The learned trial judge decided the case on the doctrine of the last clear chance. We have shown that in our opinion it was impossible for the truck driver to have stopped in time, after seeing the boy, to avoid striking him. We are of the further opinion, however, having held the boy guilty of negligence, that the doctrine of the last clear chance does not apply, where, in a case like this, the negligence of the injured person continued up to the moment of the accident, so as to have been a contemporaneous, contributing cause. That is the rule as laid down in most jurisdictions, according to Blashfield, Cyclopedia of Automobile Law, vol. 2, p. 1291. In Morin Wife v. Illinois Central Railroad Co., 1 La. App. 727, this court held that: "The rule of `last clear chance' will not be extended to cases where the plaintiffs' own `negligence extended up to, and actually contributed to the injury.'" The case of Fitzpatrick v. Letten,123 La. 761, 49 So. 491, 17 Ann. Cas. 197, was cited as authority.

We have carefully considered this case from every point of view presented and have deliberately come to the conclusion that there is no liability on the part of this defendant arising out of this unfortunate accident.

The judgment of the lower court is erroneous and will have to be reversed.

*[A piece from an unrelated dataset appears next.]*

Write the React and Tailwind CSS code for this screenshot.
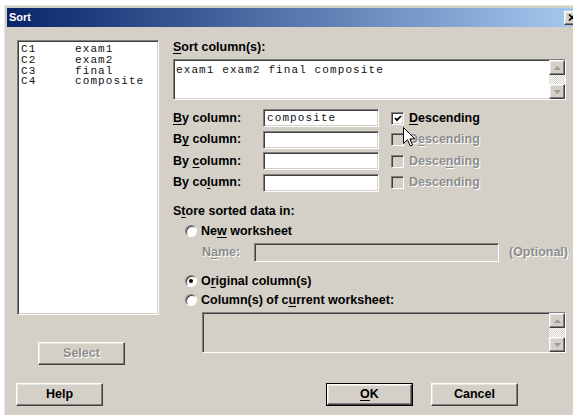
import React from "react";

const SANS = "font-['Liberation_Sans',Arial,sans-serif]";
const MONO = "font-['Liberation_Mono','Courier_New',monospace] text-[11px] tracking-[1.1px] font-normal text-[#111]";

const SUNKEN =
  "border border-t-[#808080] border-l-[#808080] border-b-white border-r-white shadow-[inset_1px_1px_0_#404040,inset_-1px_-1px_0_#d4d0c8]";
const RAISED =
  "bg-[#d4d0c8] border border-t-white border-l-white border-b-[#404040] border-r-[#404040] shadow-[inset_-1px_-1px_0_#808080,inset_1px_1px_0_#e8e6e0]";
const DISABLED = "text-[#8c8c8c] [text-shadow:1px_1px_0_#ffffff]";

function U({ children }) {
  return <span className="underline decoration-1 underline-offset-[2px]">{children}</span>;
}

function Arrow({ down }) {
  return (
    <svg width="7" height="4" viewBox="0 0 7 4">
      <path d={down ? "M0 0 L7 0 L3.5 4 Z" : "M3.5 0 L7 4 L0 4 Z"} fill="#9a9a9a" />
    </svg>
  );
}

function ScrollBar() {
  return (
    <div className="flex w-[16px] flex-col">
      <div className={`${RAISED} flex h-[15px] items-center justify-center`}>
        <Arrow />
      </div>
      <div className="flex-1 bg-[repeating-conic-gradient(#ffffff_0_25%,#d4d0c8_0_50%)] bg-[length:2px_2px]" />
      <div className={`${RAISED} flex h-[15px] items-center justify-center`}>
        <Arrow down />
      </div>
    </div>
  );
}

function Check({ checked, disabled }) {
  return (
    <div
      className={`${SUNKEN} ml-[12px] flex h-[13px] w-[13px] shrink-0 items-center justify-center ${
        disabled ? "bg-[#d4d0c8]" : "bg-white"
      }`}
    >
      {checked && (
        <svg width="8" height="7" viewBox="0 0 8 7">
          <path d="M1 3 L3 5.2 L7 1" fill="none" stroke="#000" strokeWidth="1.8" />
        </svg>
      )}
    </div>
  );
}

function Radio({ on }) {
  return (
    <div className="relative flex h-[12px] w-[12px] shrink-0 items-center justify-center rounded-full border border-t-[#808080] border-l-[#808080] border-b-white border-r-white bg-white shadow-[inset_1px_1px_0_#404040]">
      {on && <div className="h-[4px] w-[4px] rounded-full bg-black" />}
    </div>
  );
}

function Button({ children, disabled, isDefault, className = "" }) {
  const face = (
    <div
      className={`${RAISED} flex h-full w-full items-center justify-center text-[12.5px] font-bold ${
        disabled ? DISABLED : "text-black"
      }`}
    >
      {children}
    </div>
  );
  if (isDefault) {
    return <div className={`h-[23px] w-[87px] border border-black ${className}`}>{face}</div>;
  }
  return <div className={`h-[23px] w-[87px] ${className}`}>{face}</div>;
}

const byRows = [
  { label: [<U key="b">B</U>, "y column:"], value: "composite", checked: true, desc: [<U key="d">D</U>, "escending"] },
  { label: ["B", <U key="y">y</U>, " column:"], value: "", desc: ["D", <U key="e">e</U>, "scending"] },
  { label: ["By ", <U key="c">c</U>, "olumn:"], value: "", desc: ["Desce", <U key="n">n</U>, "ding"] },
  { label: ["By co", <U key="l">l</U>, "umn:"], value: "", desc: ["Descending"] },
];

const columns = [
  ["C1", "exam1"],
  ["C2", "exam2"],
  ["C3", "final"],
  ["C4", "composite"],
];

export default function App() {
  return (
    <div className={`relative h-[415px] w-[573px] overflow-hidden bg-white pl-[4px] pt-[5px] ${SANS}`}>
      <div className="h-[420px] w-[580px] border-l border-t border-l-[#e8e6e0] border-t-[#e8e6e0] bg-[#d4d0c8] p-[2px]">
        {/* title bar */}
        <div className="flex h-[19px] items-center justify-between bg-[linear-gradient(to_right,#0a246a,#a6caf0)] pl-[2px] pr-[2px]">
          <span className="text-[11px] font-bold text-white">Sort</span>
          <div className={`${RAISED} flex h-[14px] w-[16px] items-center justify-center`}>
            <svg width="8" height="7" viewBox="0 0 8 7">
              <path d="M1 0.5 L7 6.5 M7 0.5 L1 6.5" stroke="#000" strokeWidth="1.7" />
            </svg>
          </div>
        </div>

        {/* dialog body */}
        <div className="flex pl-[10px] pt-[13px]">
          {/* column list */}
          <div className="flex w-[142px] flex-col">
            <div className={`${SUNKEN} h-[275px] bg-white pl-[3px] pt-[3px] ${MONO} leading-[10.8px]`}>
              {columns.map(([c, n]) => (
                <div key={c} className="flex h-[10.8px]">
                  <span className="w-[54px]">{c}</span>
                  <span>{n}</span>
                </div>
              ))}
            </div>
            <Button disabled className="ml-[21px] mt-[27px]">
              Select
            </Button>
          </div>

          {/* options */}
          <div className="ml-[14px] flex w-[395px] flex-col text-[12.5px] font-bold text-black">
            <div className="h-[14px] leading-[14px]">
              <U>S</U>ort column(s):
            </div>
            <div className={`${SUNKEN} mt-[5px] flex h-[41px] w-[393px] bg-white`}>
              <div className={`flex-1 pl-[2px] pt-[3px] ${MONO} leading-[14px]`}>exam1 exam2 final composite</div>
              <ScrollBar />
            </div>

            <div className="mt-[9px] flex flex-col gap-[3.5px]">
              {byRows.map((r, i) => (
                <div key={i} className="flex h-[18px] items-center">
                  <div className="w-[90px]">{r.label}</div>
                  <div className={`${SUNKEN} flex h-[18px] w-[116px] items-center bg-white pl-[3px] ${MONO}`}>
                    {r.value}
                  </div>
                  <Check checked={r.checked} disabled={i > 0} />
                  <div className={`ml-[5px] ${i > 0 ? DISABLED : ""}`}>{r.desc}</div>
                </div>
              ))}
            </div>

            <div className="mt-[12.5px] h-[14px] leading-[14px]">
              S<U>t</U>ore sorted data in:
            </div>
            <div className="ml-[12px] mt-[5px] flex h-[16px] items-center">
              <Radio />
              <span className="ml-[4px]">
                Ne<U>w</U> worksheet
              </span>
            </div>
            <div className="mt-[4px] flex h-[19px] items-center pl-[29px]">
              <div className={`w-[52px] ${DISABLED}`}>
                N<U>a</U>me:
              </div>
              <div className={`${SUNKEN} h-[19px] w-[245px] bg-[#d4d0c8]`} />
              <div className={`ml-[10px] ${DISABLED}`}>(Optional)</div>
            </div>
            <div className="ml-[12px] mt-[11px] flex h-[16px] items-center">
              <Radio on />
              <span className="ml-[4px]">
                O<U>r</U>iginal column(s)
              </span>
            </div>
            <div className="ml-[12px] mt-[3px] flex h-[16px] items-center">
              <Radio />
              <span className="ml-[4px]">
                Column(s) of c<U>u</U>rrent worksheet:
              </span>
            </div>
            <div className={`${SUNKEN} ml-[29px] mt-[4px] flex h-[41px] w-[364px] bg-[#d4d0c8]`}>
              <div className="flex-1" />
              <ScrollBar />
            </div>
          </div>
        </div>

        {/* action buttons */}
        <div className="mt-[18px] flex pl-[9px]">
          <Button>Help</Button>
          <Button isDefault className="ml-[223px]">
            <U>O</U>K
          </Button>
          <Button className="ml-[18px]">Cancel</Button>
        </div>
      </div>

      {/* mouse pointer */}
      <svg className="absolute left-[403px] top-[127px]" width="13" height="20" viewBox="0 0 13 20">
        <path
          d="M0.5 0.5 L0.5 16.5 L4.5 12.8 L7.3 19 L9.6 18 L6.9 11.9 L11.8 11.9 Z"
          fill="#ffffff"
          stroke="#000000"
          strokeWidth="1"
        />
      </svg>
    </div>
  );
}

It is therefore ordered, adjudged, and decreed that the judgment appealed from be, and the same is hereby, set aside, avoided, and reversed, and it is now further ordered, adjudged, and decreed that there be judgment in favor of the defendant W. Lawrence Bates and against the plaintiff, William John Pigott, administrator of the estate of Edwin Pigott, rejecting the demand herein made and dismissing his suit.